Gabrielle Hamilton hauls her Blood, Bones & Butter to Jasper’s

In January, local conversation about food devolved into hurling parsnips at one another on Facebook over whether KC is fit for vegetarians. So it’s a relief that February begins with an appearance by Gabrielle Hamilton. The New York chef owns the restaurant Prune and has an MFA in fiction writing from the University of Michigan. That combination means that her powerful 2011 memoir, Blood, Bones & Butter, evokes her parents’ food-intensive parties with enough visceral force to make a hardcore vegan suck the marrow out of a lamb shank.

Her book is now out in paperback, and at 6:30 p.m. Wednesday, February 1, she makes a tour stop at Jasper’s Restaurant (1201 West 103rd Street, 816-941-6600). A $50 ticket to the Rainy Day Books event includes a four-course dinner made by chef Jasper Mirabile Jr. and modeled on Hamilton’s recipes. Specifically: minestrone with grilled-cheese sandwiches, “Mother-in-Law’s Eggplant Parmigiano Casserole,” Prune’s chicken thighs and braised fennel, and mascarpone ice cream with salted-caramel croutons. Hamil­ton spoke with The Pitch recently by phone.

The Pitch: I drank too much coffee this morning and just ate something from the vending machine just to add something to my stomach. What’s your most recent food regret?

Hamilton: I was on a train platform coming back from upstate New York. Starvation had me eating out of a vending machine. I got chips — Doritos or something. Except by mistake I got the baked version, and I was like, I’ll kill you. If I’m going to eat Doritos, I want fucking Doritos. I had four different bags of crap, and I laid them out on my train tray, and I took a picture and sent it to a writer from The New York Times who had interviewed me.

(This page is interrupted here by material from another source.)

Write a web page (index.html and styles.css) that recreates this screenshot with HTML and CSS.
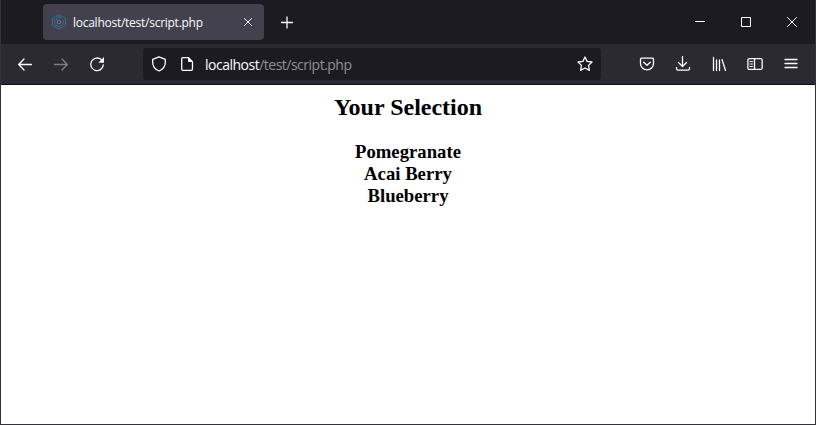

The people I’m meeting tend to be more obsessed with food than I am, more fetishistic. We [Hamilton has two sons] stop at McDonald’s. I’m preoccupied by the entire life experience, the social contract. Food happens to be where I spend my day.

In a scene in the book, a conference where being a woman chef is under discussion, you write about what goes through your mind when someone asks, “Is it OK to cry?” One of your thoughts is, “Genuine power makes you gentle.” How long did it take for your power to make you gentle?

I feel like I’ve only just gotten there 20 minutes ago, and I’m 46, and I’ve been doing this a long time. In the arenas in your life where you’re most self-possessed, those are the ones where you’re easily gentle but powerful. And in the areas where you’re more amateur, new or self-conscious, the older you get, the less amateur you become.

Concurrent with that evolution or development of self, it’s also a truth that the longer you’re alive and the more arenas you put yourself into — parenting or whatever — you grow a larger surface area. And that’s a potential for much more points of contact with humanity. And with that increased exposure comes increased chance for friction and anger.

Where do you still feel an amateur or vulnerable to that friction?

I eat a lot of food, cook a lot of food. I’m surrounded by food. But a magazine couldn’t send me to Japan to write an article about tofu. I don’t know shit about how tofu is prepared — the science or the technical ins and outs.

And it’s very new for me to be — whatever this 15 minutes is that we’re doing right now. I’ve not been public. I’m the cook of a restaurant. I do a little writing. I gotta take care now because people write shit down I say. And I go out in the world a great deal more frequently. People on airplanes recognize me.

You’ve said in interviews that your sons haven’t yet developed sophisticated palates. What are you doing to educate them?

I’ve actually just completely abandoned the whole project, and I don’t give a shit about it, and it’s a waste of time and energy. If they have calories in their bodies, that’s enough. Those calories tend to be beige and white. The pasta is very good, and I use very good butter. It’s not that I don’t care. They’ll come to food when they need to, but I can’t be one of the current style of obsessive mothers who need their kids to eat gourmet food on their way to chess club or trumpet lessons, which is pretty New York, prevalent here in a certain class.

I don’t feel as embarrassed now.

I’m not at all judgmental about what people eat or their kitchens. The only thing I do find sort of heartbreaking is when people don’t have a sense of their own health and nutrition. I don’t care at all if you’re drinking Coca-Cola, but I do feel sad when I see someone eating heavily processed “health” food — the Wishbone salad dressing with a third fewer calories because they think it’s good for their health.

Yet the abundance of food magazines and blogs and TV programming suggests that people know a lot about food.

I feel not only exhausted but dirty and demeaned by the end of an hour watching some food television or flipping through a food magazine. I feel like I’ve eaten at McDonald’s — it’s quantity, not quality. It’s so funny — I got a TV recently for the first time, and since I’ve been on the book tour, I’ve also been watching food television for the first time. And I didn’t understand what was happening to me. I’d return from trips, and three days later I’d feel this unnameable depression. Like, what’s wrong? What’s wrong with my industry, my people?

But going back to work cures you?

Yes. You get right back in your little utopia of your own creation.